狭心症などの心臓病の診断や治療時によく行われる造影検査の際、もともと腎機能が低下している患者さんや、高齢者、糖尿病の患者さんなどではこの造影剤が尿細管の細胞を傷害し、一時的に急性腎不全の状態になることがあります。
主に糸球体が急激に傷害される病気として急性糸球体腎炎や溶血性尿毒症症候群などがあり、やはり急性腎不全の原因となります。
見過ごされやすい原因として、抗生物質や鎮痛剤など、様々な薬剤に対するアレルギーが腎臓に起こる薬剤性急性腎不全の場合があります。
アレルギー反応は主にネフロンや血管の間を埋めている間質という部分に起こることが多く、急性間質性腎炎と呼びます。

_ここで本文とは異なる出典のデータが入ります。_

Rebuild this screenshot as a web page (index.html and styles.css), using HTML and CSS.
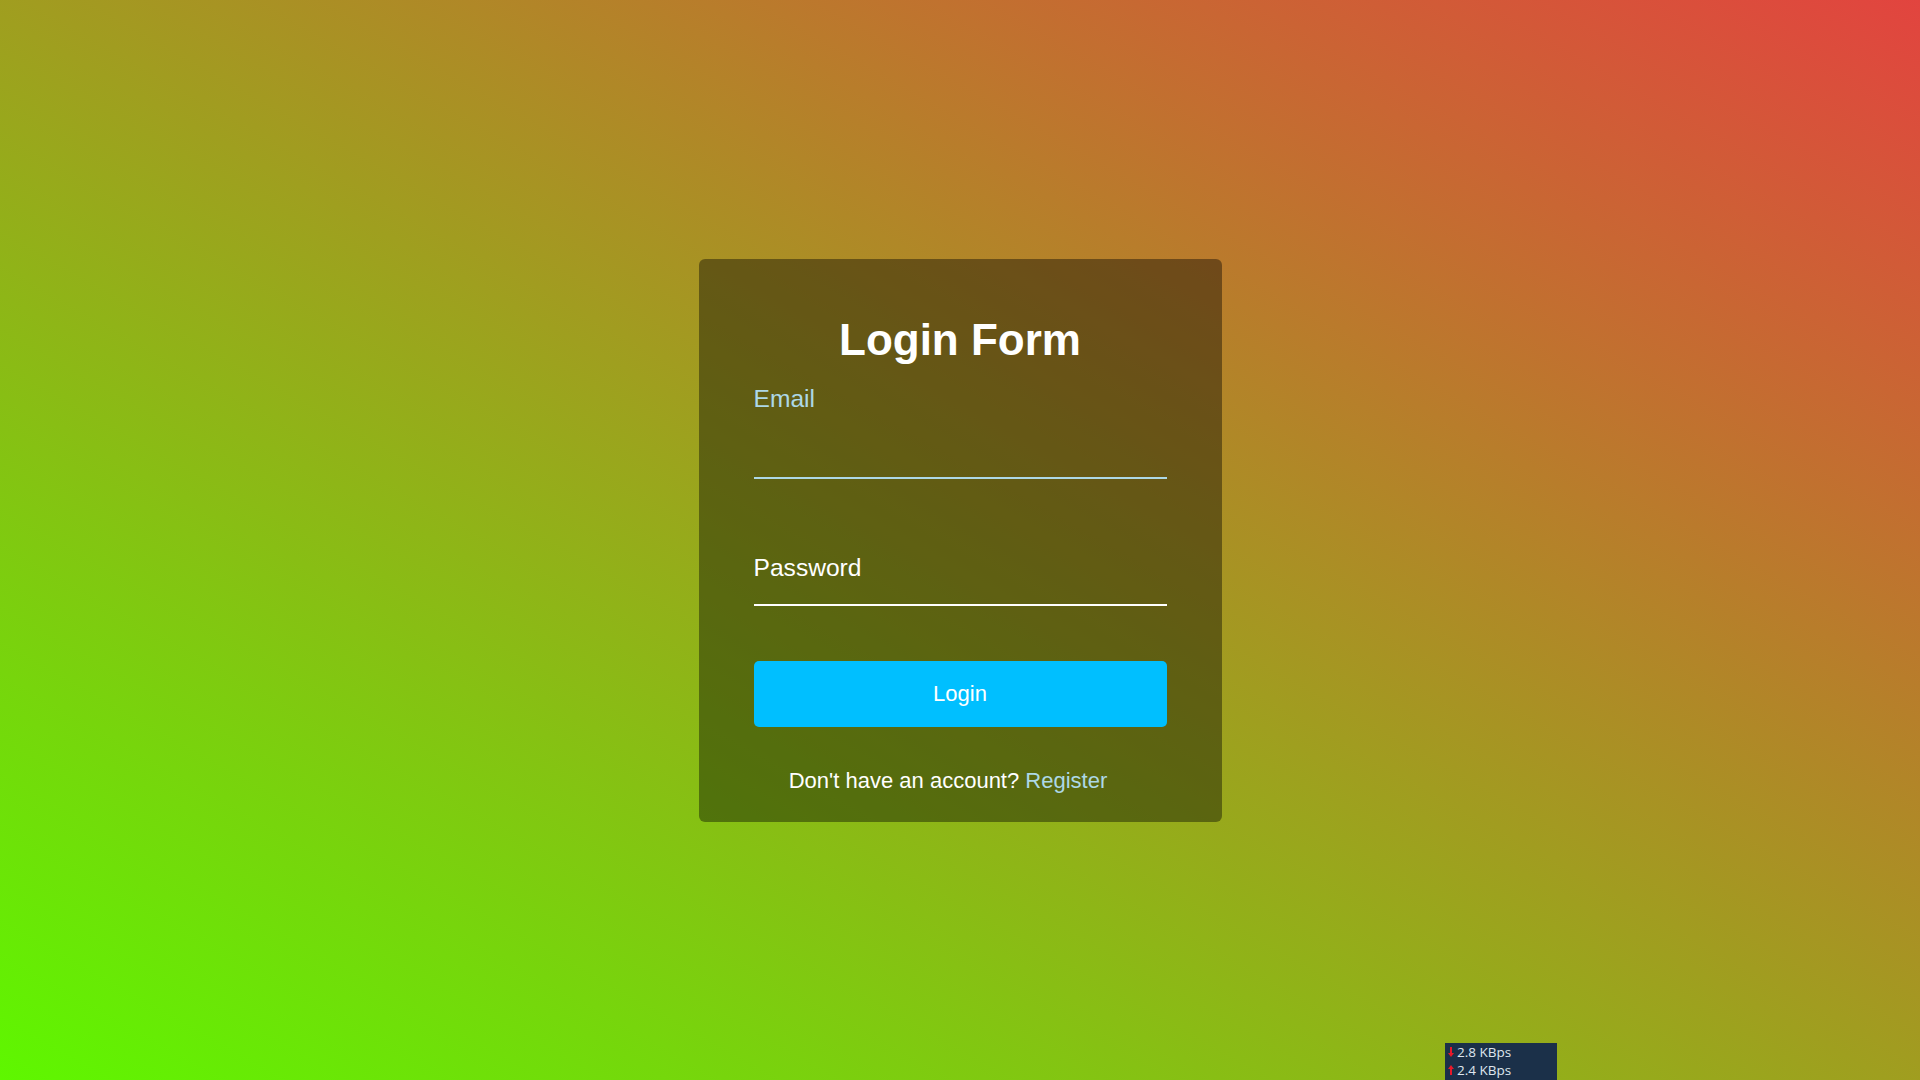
FILE: index.html
```html
<!DOCTYPE html>
<html lang="en">
<head>
<meta charset="utf-8">
<title>Login Form</title>
<link rel="stylesheet" href="styles.css">
</head>
<body>
<main class="page">
  <form class="card">
    <h2 class="title">Login Form</h2>
    <div class="field field-email">
      <label class="label label-active" for="email">Email</label>
      <input class="input input-active" id="email" type="email">
    </div>
    <div class="field field-password">
      <label class="label" for="password">Password</label>
      <input class="input input-pw" id="password" type="password">
    </div>
    <button class="btn" type="button">Login</button>
    <p class="footer">Don't have an account? <a class="link" href="#">Register</a></p>
  </form>
</main>
<div class="netspeed">
  <div class="net-row">
    <svg class="arrow" width="6" height="10" viewBox="0 0 6 10"><path d="M2 0h2v6h2L3 10 0 6h2z" fill="#e8182a"/></svg>
    <span>2.8 KBps</span>
  </div>
  <div class="net-row">
    <svg class="arrow" width="6" height="10" viewBox="0 0 6 10"><path d="M2 10h2V4h2L3 0 0 4h2z" fill="#e8182a"/></svg>
    <span>2.4 KBps</span>
  </div>
</div>
</body>
</html>
```
FILE: styles.css
```css
* { box-sizing: border-box; }
html, body { margin: 0; padding: 0; }
body {
  width: 1920px;
  height: 1080px;
  overflow: hidden;
  font-family: "Liberation Sans", Arial, sans-serif;
  background: linear-gradient(to top right, #5ef700, #e2443f);
}
.page {
  height: 1080px;
  display: flex;
  align-items: center;
  justify-content: center;
}
.card {
  width: 523px;
  padding: 56px 55px 28px;
  background: rgba(0, 0, 0, 0.4);
  border-radius: 6px;
  display: flex;
  flex-direction: column;
}
.title {
  margin: 0 0 20px;
  font-size: 44px;
  line-height: 50px;
  font-weight: 700;
  color: #fff;
  text-align: center;
}
.field { display: flex; flex-direction: column; }
.field-password { margin-top: 75px; }
.label {
  font-size: 24.6px;
  line-height: 28px;
  color: #fff;
}
.label-active { color: #add8e6; }
.input {
  display: block;
  width: 100%;
  margin: 0;
  padding: 0;
  border: 0;
  border-bottom: 2px solid #fff;
  background: transparent;
  outline: none;
  color: #fff;
  font-size: 20px;
  font-family: inherit;
}
.input-active { height: 66px; border-bottom-color: #add8e6; }
.input-pw { height: 24px; }
.btn {
  margin-top: 55px;
  height: 66px;
  border: 0;
  border-radius: 5px;
  background: #00bfff;
  color: #fff;
  font-family: inherit;
  font-size: 22px;
  cursor: pointer;
}
.footer {
  margin: 41px 0 0;
  padding-right: 24px;
  font-size: 22px;
  line-height: 26px;
  color: #fff;
  text-align: center;
}
.link { color: #add8e6; text-decoration: none; }
.netspeed {
  position: fixed;
  left: 1445px;
  top: 1043px;
  width: 112px;
  height: 37px;
  background: #1b3049;
  padding: 0 0 0 3px;
  font-family: "Open Sans", "DejaVu Sans", sans-serif;
  font-size: 13.5px;
  color: #dfe6ee;
}
.net-row {
  display: flex;
  align-items: center;
  gap: 3px;
  height: 18px;
  line-height: 18px;
}
.arrow { flex: none; }
```
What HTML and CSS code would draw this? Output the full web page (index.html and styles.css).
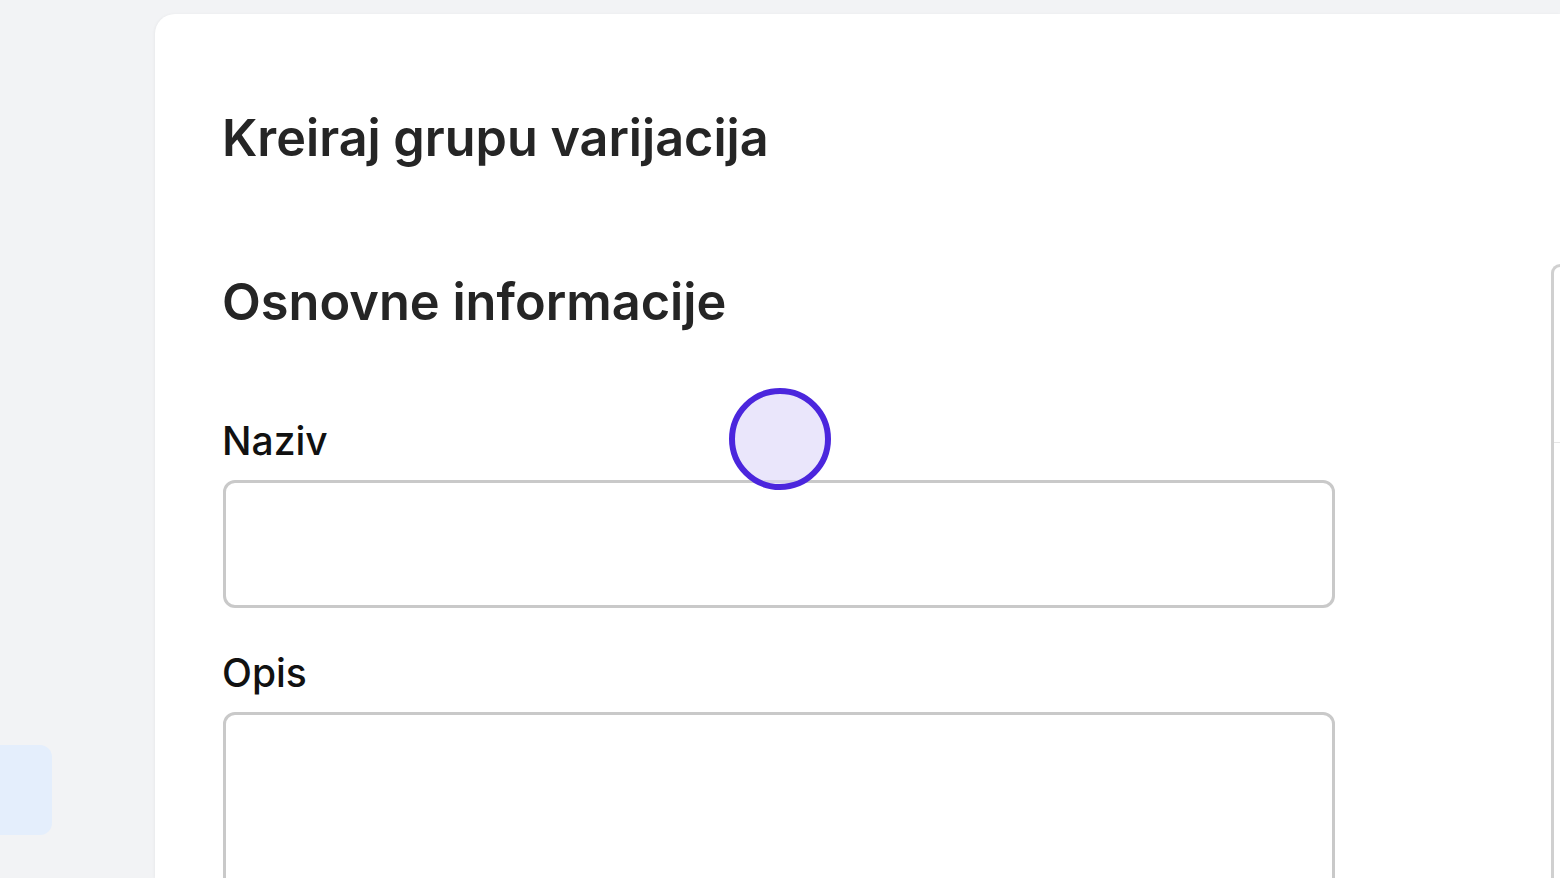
FILE: index.html
```html
<!DOCTYPE html>
<html lang="hr">
<head>
<meta charset="utf-8">
<title>Kreiraj grupu varijacija</title>
<link rel="stylesheet" href="styles.css">
</head>
<body>
<div class="app">
  <aside class="sidebar">
    <div class="side-item"></div>
  </aside>
  <main class="main">
    <section class="card">
      <h1 class="page-title">Kreiraj grupu varijacija</h1>
      <div class="content">
        <div class="form">
          <h2 class="section-title">Osnovne informacije</h2>
          <div class="field">
            <label class="label" for="naziv">Naziv</label>
            <input class="input" id="naziv" type="text">
          </div>
          <div class="field">
            <label class="label" for="opis">Opis</label>
            <textarea class="input textarea" id="opis"></textarea>
          </div>
        </div>
        <div class="side-panel">
          <div class="side-panel-head"></div>
        </div>
      </div>
    </section>
  </main>
</div>
<div class="cursor"></div>
</body>
</html>
```
FILE: styles.css
```css
html, body {
  margin: 0;
  padding: 0;
  height: 100%;
  overflow: hidden;
}
body {
  background: #f2f3f5;
  font-family: Inter, "Noto Sans", sans-serif;
  color: #222;
}
.app {
  display: flex;
  height: 878px;
}
.sidebar {
  width: 155px;
  flex: none;
  display: flex;
  flex-direction: column;
  justify-content: flex-end;
  padding-bottom: 43px;
  box-sizing: border-box;
}
.side-item {
  width: 64px;
  height: 90px;
  margin-left: -12px;
  background: #e4eefc;
  border-radius: 12px;
}
.main {
  flex: 1;
  padding-top: 14px;
  min-width: 0;
}
.card {
  background: #fff;
  border-radius: 20px 0 0 0;
  height: 100%;
  padding: 99px 0 0 67px;
  box-sizing: border-box;
  box-shadow: -1px 0 3px rgba(0,0,0,0.04);
}
.page-title {
  margin: 0;
  font-size: 50.3px;
  font-weight: 600;
  line-height: 1;
  letter-spacing: 0;
  color: #252525;
}
.content {
  display: flex;
  align-items: flex-start;
  gap: 216px;
  margin-top: 114px;
}
.form {
  width: 1113px;
  flex: none;
}
.section-title {
  margin: 0 0 93px;
  font-size: 50.5px;
  font-weight: 600;
  line-height: 1;
  letter-spacing: 0;
  color: #252525;
}
.field {
  display: flex;
  flex-direction: column;
  margin-bottom: 45px;
}
.label {
  font-size: 39px;
  font-weight: 500;
  line-height: 1;
  margin-bottom: 20px;
  color: #111;
}
.input {
  height: 128px;
  margin-left: 1px;
  box-sizing: border-box;
  border: 3px solid #c9c9c9;
  border-radius: 12px;
  background: #fff;
  outline: none;
  font: inherit;
  resize: none;
}
.textarea {
  height: 220px;
}
.side-panel {
  flex: 1;
  margin-top: -13px;
  height: 700px;
  border: 3px solid #d0d0d0;
  border-right: none;
  border-radius: 14px 0 0 0;
}
.side-panel-head {
  height: 175px;
  border-bottom: 1px solid #e6e6e6;
}
.cursor {
  position: absolute;
  left: 729px;
  top: 388px;
  width: 102px;
  height: 102px;
  box-sizing: border-box;
  border: 6px solid #4b26dd;
  border-radius: 50%;
  background: rgba(220, 214, 248, 0.6);
}
```
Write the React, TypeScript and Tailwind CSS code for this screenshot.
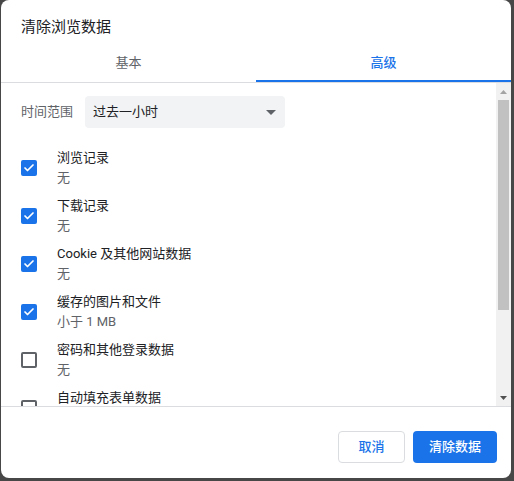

直接ネフロンの働き、すなわち尿を作るのに影響は無いように思われますが、間質に炎症に伴う無数の細胞が集まると、ネフロンや血管が圧迫され、尿を作ることが出来なくなり、急性腎不全の原因となります。
血尿や蛋白尿の出ることも少なく、余程尿の量が減少して、強い浮腫でも現れなければ、体がだるい程度の症状で見過ごされることも多いのです。